As I've blogged before, many folks think that a company's commitment to IT needs to start at the very top -- with its board of directors.
Yet a Deloitte survey published last spring found that IT isn't exactly top-of-mind for most boards. Just 14 percent of board members told Deloitte they were "completely and actively involved" in board strategy. Researcher Steve Andriole discovered a similar trend in his own survey.
A more recent survey conducted by the UK's IT Governance consulting firm reinforces those earlier findings. According to a Computerworld UK article, most IT employees felt their boards had a poor understanding of IT issues.
Less than 7 percent of respondents, for example, said their boards understood the potential business risks associated with IT. More than 57 percent said their boards also did not understand the impact of legacy IT systems on the business.
Despite this, fewer than half of the companies surveyed used governance frameworks like the Control Objectives for Information and Related Technology (COBIT). Of course, there are challenges in implementing such frameworks, including staff shortages, as I blogged earlier this week.

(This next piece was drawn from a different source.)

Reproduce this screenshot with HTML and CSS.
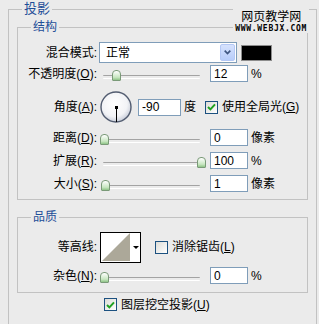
FILE: index.html
```html
<!DOCTYPE html>
<html lang="zh-CN">
<head>
    <meta charset="UTF-8">
    <title>投影</title>
    <link rel="stylesheet" href="styles.css">
</head>
<body>
    <div class="watermark">
        <div class="wm-cn">网页教学网</div>
        <div class="wm-en">WWW.WEBJX.COM</div>
    </div>

    <fieldset class="group outer">
        <legend>投影</legend>

        <fieldset class="group">
            <legend>结构</legend>

            <div class="row row-select">
                <label class="lbl">混合模式:</label>
                <div class="select">
                    <span class="select-text">正常</span>
                    <span class="select-btn">
                        <svg width="7" height="5" viewBox="0 0 7 5"><path d="M0.7 0.7 L3.5 3.6 L6.3 0.7" fill="none" stroke="#3f5681" stroke-width="1.7"/></svg>
                    </span>
                </div>
                <span class="swatch"></span>
            </div>

            <div class="row row-tight">
                <label class="lbl">不透明度(<u>O</u>):</label>
                <div class="slider"><span class="thumb" style="left: calc((100% - 9px) * 0.12)"></span></div>
                <input class="num" type="text" value="12">
                <span class="unit">%</span>
            </div>

            <div class="row row-dial">
                <label class="lbl">角度(<u>A</u>):</label>
                <svg class="dial" width="32" height="32" viewBox="0 0 32 32">
                    <defs>
                        <radialGradient id="dialFill" cx="45%" cy="40%" r="60%">
                            <stop offset="0" stop-color="#ffffff"/>
                            <stop offset="0.7" stop-color="#f2f3f6"/>
                            <stop offset="1" stop-color="#c9ceda"/>
                        </radialGradient>
                    </defs>
                    <circle cx="16" cy="16" r="15" fill="url(#dialFill)" stroke="#525c70" stroke-width="1.4"/>
                    <line x1="16.5" y1="16" x2="16.5" y2="31" stroke="#000" stroke-width="1"/>
                    <rect x="15" y="15" width="3" height="3" fill="#000"/>
                </svg>
                <input class="num num-angle" type="text" value="-90">
                <span class="unit">度</span>
                <span class="check checked">
                    <svg width="9" height="8" viewBox="0 0 9 8"><path d="M1 4 L3.4 6.4 L8 1.4" fill="none" stroke="#21a121" stroke-width="2"/></svg>
                </span>
                <span class="check-text">使用全局光(<u>G</u>)</span>
            </div>

            <div class="row row-after-dial">
                <label class="lbl">距离(<u>D</u>):</label>
                <div class="slider"><span class="thumb" style="left: 0"></span></div>
                <input class="num" type="text" value="0">
                <span class="unit">像素</span>
            </div>

            <div class="row">
                <label class="lbl">扩展(<u>R</u>):</label>
                <div class="slider"><span class="thumb" style="left: calc(100% - 9px)"></span></div>
                <input class="num" type="text" value="100">
                <span class="unit">%</span>
            </div>

            <div class="row">
                <label class="lbl">大小(<u>S</u>):</label>
                <div class="slider"><span class="thumb" style="left: calc((100% - 9px) * 0.01)"></span></div>
                <input class="num" type="text" value="1">
                <span class="unit">像素</span>
            </div>
        </fieldset>

        <fieldset class="group quality">
            <legend>品质</legend>

            <div class="row row-contour">
                <label class="lbl">等高线:</label>
                <svg class="contour" width="41" height="31" viewBox="0 0 41 31">
                    <rect x="0.5" y="0.5" width="40" height="30" fill="#fff" stroke="#000"/>
                    <polygon points="2,29 30,1 30,29" fill="#aca899"/>
                    <polygon points="33,14 39,14 36,17" fill="#000"/>
                </svg>
                <span class="check"></span>
                <span class="check-text">消除锯齿(<u>L</u>)</span>
            </div>

            <div class="row row-after-contour">
                <label class="lbl">杂色(<u>N</u>):</label>
                <div class="slider"><span class="thumb" style="left: 0"></span></div>
                <input class="num" type="text" value="0">
                <span class="unit">%</span>
            </div>
        </fieldset>

        <div class="knockout">
            <span class="check checked">
                <svg width="9" height="8" viewBox="0 0 9 8"><path d="M1 4 L3.4 6.4 L8 1.4" fill="none" stroke="#21a121" stroke-width="2"/></svg>
            </span>
            <span class="check-text">图层挖空投影(<u>U</u>)</span>
        </div>
    </fieldset>
</body>
</html>
```

FILE: styles.css
```css
* {
    box-sizing: border-box;
}

body {
    margin: 0;
    padding: 0 2px 0 8px;
    height: 324px;
    overflow: hidden;
    background-color: #ebebeb;
    font: 12px/16px "Liberation Sans", "Noto Sans CJK SC", sans-serif;
    color: #000;
}

u {
    text-decoration: underline;
    text-underline-offset: 1px;
}

/* group boxes */
.group {
    margin: 0;
    padding: 0;
    min-width: 0;
    border: 1px solid #c2c2c2;
}

.group legend {
    margin-left: 13px;
    padding: 0 2px;
    line-height: 18px;
    font-size: 12px;
    color: #1e4e98;
}

.outer {
    padding: 0 8px;
    height: 330px;
}

.outer > legend {
    margin-left: 5px;
    font-size: 13px;
}

.group .group {
    padding-bottom: 7px;
}

.quality {
    margin-top: 8px;
    padding-bottom: 8px !important;
}

/* rows */
.row {
    display: flex;
    align-items: center;
    height: 17px;
    margin-top: 6px;
}

.row-select {
    height: 21px;
}

.row-tight {
    margin-top: 2px;
}

.row-dial {
    height: 34px;
    margin-top: 8px;
}

.row-after-dial {
    margin-top: 5px;
}

.row-contour {
    height: 30px;
}

.row-after-contour {
    margin-top: 5px;
}

.lbl {
    flex: none;
    width: 81px;
    padding-right: 2px;
    text-align: right;
    white-space: nowrap;
}

/* dropdown */
.select {
    display: flex;
    align-items: stretch;
    width: 138px;
    height: 21px;
    border: 1px solid #7f9db9;
    background-color: #fff;
    padding: 1px;
}

.select-text {
    flex: 1;
    padding-left: 5px;
    line-height: 18px;
}

.select-btn {
    display: flex;
    align-items: center;
    justify-content: center;
    width: 15px;
    border: 1px solid #b4c8f5;
    border-radius: 2px;
    background: linear-gradient(#d6e2fd, #b8cdfa);
}

.swatch {
    width: 31px;
    height: 16px;
    margin-left: 4px;
    background-color: #000;
    border: 1px solid #8d8d8d;
}

/* slider */
.slider {
    position: relative;
    flex: none;
    width: 106px;
    height: 17px;
    margin-left: 1px;
}

.slider::before {
    content: "";
    position: absolute;
    left: 3px;
    right: 6px;
    top: 10px;
    height: 2px;
    border-top: 1px solid #a3a3a3;
    border-bottom: 1px solid #fff;
    border-radius: 1px;
}

.thumb {
    position: absolute;
    top: 5px;
    width: 9px;
    height: 11px;
    border: 1px solid #7a9a78;
    border-radius: 4px 4px 1px 1px;
    background: linear-gradient(#ffffff, #c7e6c0 70%, #8fc487);
}

/* number inputs */
.num {
    flex: none;
    width: 38px;
    height: 17px;
    margin-left: 4px;
    padding: 0 3px;
    border: 1px solid #7f9db9;
    background-color: #fff;
    font: inherit;
    line-height: 15px;
    color: #000;
}

.num-angle {
    width: 43px;
    margin-left: 6px;
}

.unit {
    margin-left: 3px;
}

/* angle dial */
.dial {
    flex: none;
    margin-left: 1px;
}

/* checkboxes */
.check {
    display: flex;
    align-items: center;
    justify-content: center;
    flex: none;
    width: 13px;
    height: 13px;
    margin-left: 9px;
    border: 1px solid #1c5180;
    background: linear-gradient(135deg, #dcdcd7, #fff);
}

.check-text {
    margin-left: 4px;
    white-space: nowrap;
}

.contour {
    flex: none;
    margin-left: 1px;
}

.row-contour .check {
    margin-left: 14px;
}

.knockout {
    display: flex;
    align-items: center;
    margin-top: 5px;
    padding-left: 87px;
    height: 13px;
}

.knockout .check {
    margin-left: 0;
}

/* watermark over the top right corner */
.watermark {
    position: absolute;
    top: 8px;
    right: 10px;
    padding: 1px 2px 0;
    background-color: #ebebeb;
    text-align: center;
}

.wm-cn {
    font: 12px/13px "Noto Sans CJK SC", sans-serif;
}

.wm-en {
    margin-top: 3px;
    font: bold 8px/8px "DejaVu Sans Mono", monospace;
    letter-spacing: 0.7px;
}
```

Alan Calder, the CEO of IT Governance, advises companies to establish an IT oversight committee as a sub-committee of the larger board. Singing off on new IT projects and/or killing under-performing projects should be among its responsibilities.
I highlighted a somewhat similar approach in a blog from April. It calls for appointing three groups: a business/IT council, an advisory committee and a group that includes business-process managers and different departments within IT. One of their key tasks should be overseeing the adoption of an appropriate governance framework.